**Provided data:**
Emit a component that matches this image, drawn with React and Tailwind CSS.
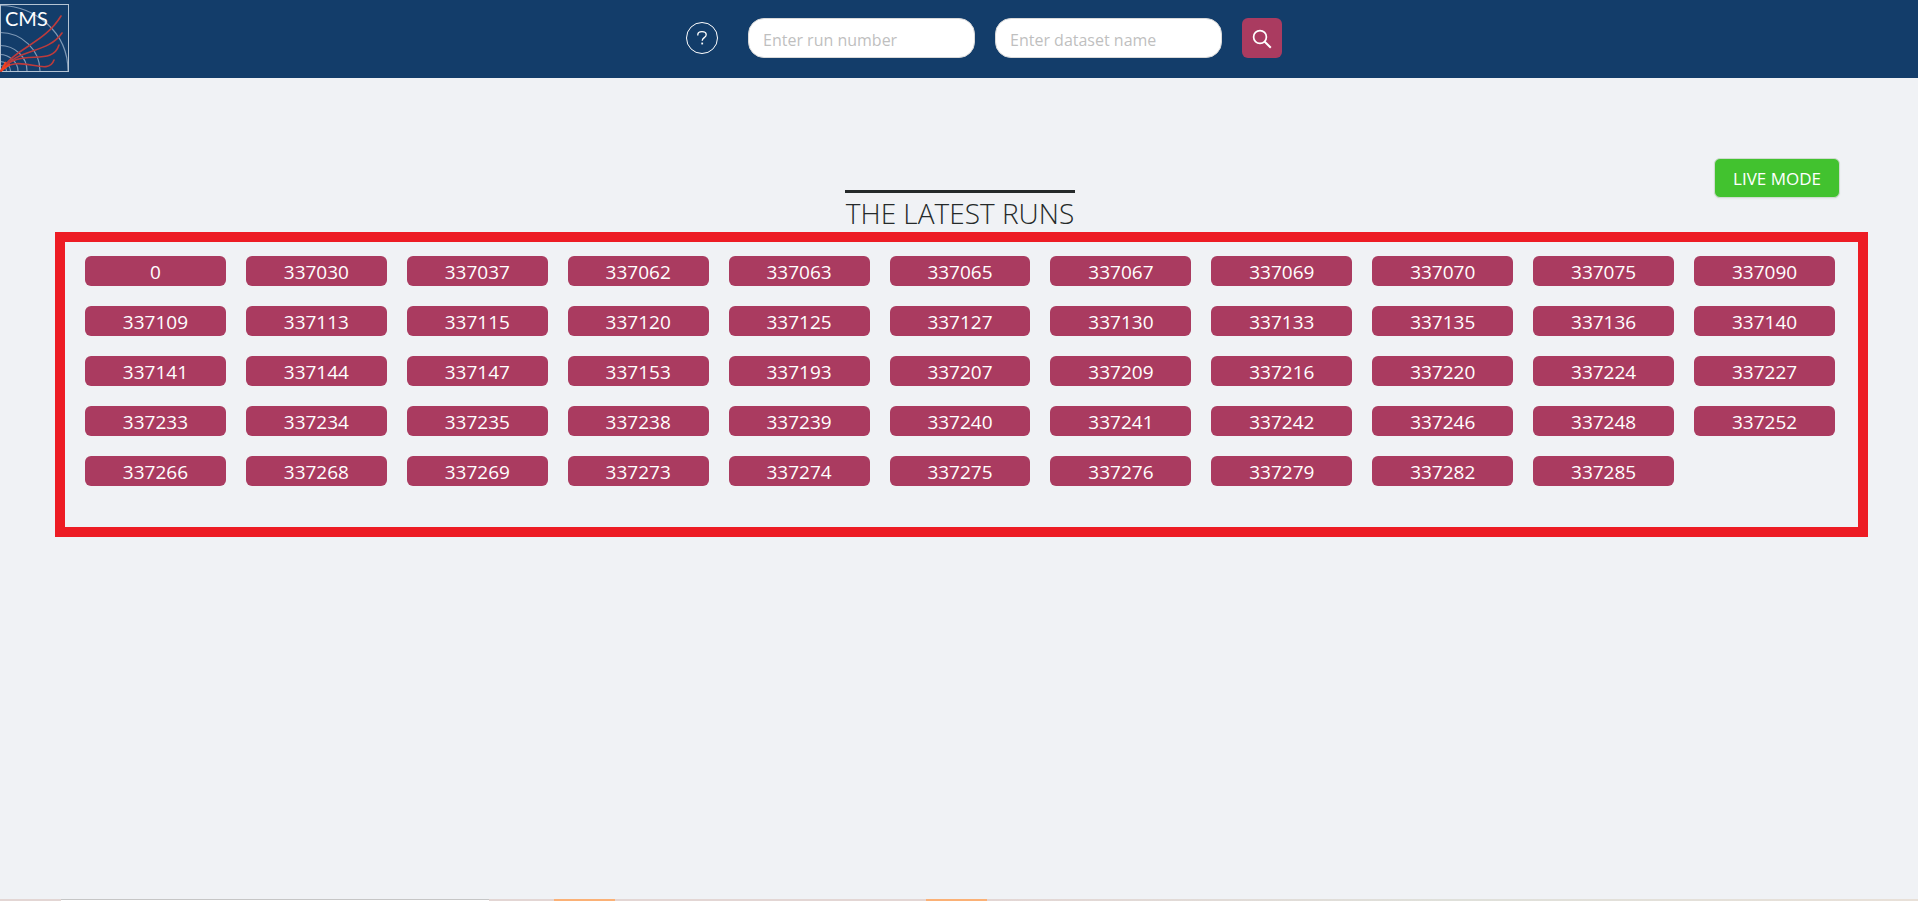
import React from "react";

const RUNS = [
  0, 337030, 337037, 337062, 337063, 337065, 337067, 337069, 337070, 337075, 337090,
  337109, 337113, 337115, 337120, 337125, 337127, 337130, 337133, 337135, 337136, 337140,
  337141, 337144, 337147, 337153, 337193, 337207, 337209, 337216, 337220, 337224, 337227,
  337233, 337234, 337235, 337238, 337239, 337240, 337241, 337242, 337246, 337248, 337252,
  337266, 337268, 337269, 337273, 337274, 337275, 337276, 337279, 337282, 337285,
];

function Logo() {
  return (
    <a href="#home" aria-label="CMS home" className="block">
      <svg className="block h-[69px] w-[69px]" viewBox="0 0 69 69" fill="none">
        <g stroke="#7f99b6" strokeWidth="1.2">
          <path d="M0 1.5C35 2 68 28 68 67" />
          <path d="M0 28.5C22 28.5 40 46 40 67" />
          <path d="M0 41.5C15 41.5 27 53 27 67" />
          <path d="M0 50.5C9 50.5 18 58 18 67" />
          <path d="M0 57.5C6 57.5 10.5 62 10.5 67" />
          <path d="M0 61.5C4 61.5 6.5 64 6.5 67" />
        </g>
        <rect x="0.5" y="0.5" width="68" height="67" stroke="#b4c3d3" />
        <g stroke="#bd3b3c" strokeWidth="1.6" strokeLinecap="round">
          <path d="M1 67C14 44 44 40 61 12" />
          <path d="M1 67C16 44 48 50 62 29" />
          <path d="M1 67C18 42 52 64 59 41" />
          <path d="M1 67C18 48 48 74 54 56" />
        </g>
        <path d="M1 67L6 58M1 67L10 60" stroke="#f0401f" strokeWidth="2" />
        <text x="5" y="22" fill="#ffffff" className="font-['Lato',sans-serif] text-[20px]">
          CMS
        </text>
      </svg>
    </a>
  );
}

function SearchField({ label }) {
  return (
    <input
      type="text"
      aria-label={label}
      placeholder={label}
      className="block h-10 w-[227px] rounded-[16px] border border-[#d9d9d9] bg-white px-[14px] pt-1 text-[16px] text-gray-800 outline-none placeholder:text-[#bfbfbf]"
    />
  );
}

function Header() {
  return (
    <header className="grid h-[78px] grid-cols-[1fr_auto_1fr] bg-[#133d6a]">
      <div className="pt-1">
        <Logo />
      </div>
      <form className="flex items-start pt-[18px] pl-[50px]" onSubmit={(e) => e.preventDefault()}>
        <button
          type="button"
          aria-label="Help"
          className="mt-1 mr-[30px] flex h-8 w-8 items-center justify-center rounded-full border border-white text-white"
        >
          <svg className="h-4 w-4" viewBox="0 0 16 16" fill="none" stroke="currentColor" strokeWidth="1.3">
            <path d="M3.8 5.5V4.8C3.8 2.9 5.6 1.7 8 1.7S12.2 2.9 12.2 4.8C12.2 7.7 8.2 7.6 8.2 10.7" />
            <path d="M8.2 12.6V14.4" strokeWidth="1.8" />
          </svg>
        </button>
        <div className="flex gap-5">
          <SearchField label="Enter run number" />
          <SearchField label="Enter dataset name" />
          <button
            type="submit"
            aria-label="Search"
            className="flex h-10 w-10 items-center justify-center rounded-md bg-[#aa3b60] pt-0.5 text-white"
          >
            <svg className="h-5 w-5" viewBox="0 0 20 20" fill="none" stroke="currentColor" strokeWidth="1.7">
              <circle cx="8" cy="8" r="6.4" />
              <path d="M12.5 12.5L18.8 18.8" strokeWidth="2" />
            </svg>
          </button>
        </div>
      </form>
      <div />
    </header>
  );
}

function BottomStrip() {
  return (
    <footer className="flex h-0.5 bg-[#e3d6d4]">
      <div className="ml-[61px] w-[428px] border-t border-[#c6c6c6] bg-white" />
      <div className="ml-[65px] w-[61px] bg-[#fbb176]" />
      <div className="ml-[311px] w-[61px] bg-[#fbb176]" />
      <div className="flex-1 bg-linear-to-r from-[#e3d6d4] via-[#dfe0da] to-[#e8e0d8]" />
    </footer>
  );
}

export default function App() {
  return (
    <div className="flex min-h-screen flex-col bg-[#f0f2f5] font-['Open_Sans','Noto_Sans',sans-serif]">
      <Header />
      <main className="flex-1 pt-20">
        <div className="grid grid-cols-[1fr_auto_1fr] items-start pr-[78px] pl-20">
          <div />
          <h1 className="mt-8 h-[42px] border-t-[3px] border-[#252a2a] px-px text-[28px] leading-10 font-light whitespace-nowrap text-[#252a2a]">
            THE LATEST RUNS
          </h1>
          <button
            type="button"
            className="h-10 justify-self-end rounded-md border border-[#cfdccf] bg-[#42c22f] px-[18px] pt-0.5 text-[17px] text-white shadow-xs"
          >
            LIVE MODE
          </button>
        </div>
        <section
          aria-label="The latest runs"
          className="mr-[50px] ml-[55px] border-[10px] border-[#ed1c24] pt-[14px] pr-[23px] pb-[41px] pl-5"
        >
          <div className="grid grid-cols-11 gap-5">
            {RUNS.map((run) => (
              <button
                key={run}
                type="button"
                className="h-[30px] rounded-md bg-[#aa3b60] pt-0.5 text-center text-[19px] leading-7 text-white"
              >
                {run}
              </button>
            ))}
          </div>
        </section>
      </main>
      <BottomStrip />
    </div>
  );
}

**Your task:** Write down every line from the opening of the listing to the line with "import React from", both included, and nothing else; the pictures are omitted.

**Output of the task:**
Emit a component that matches this image, drawn with React and Tailwind CSS.
import React from "react";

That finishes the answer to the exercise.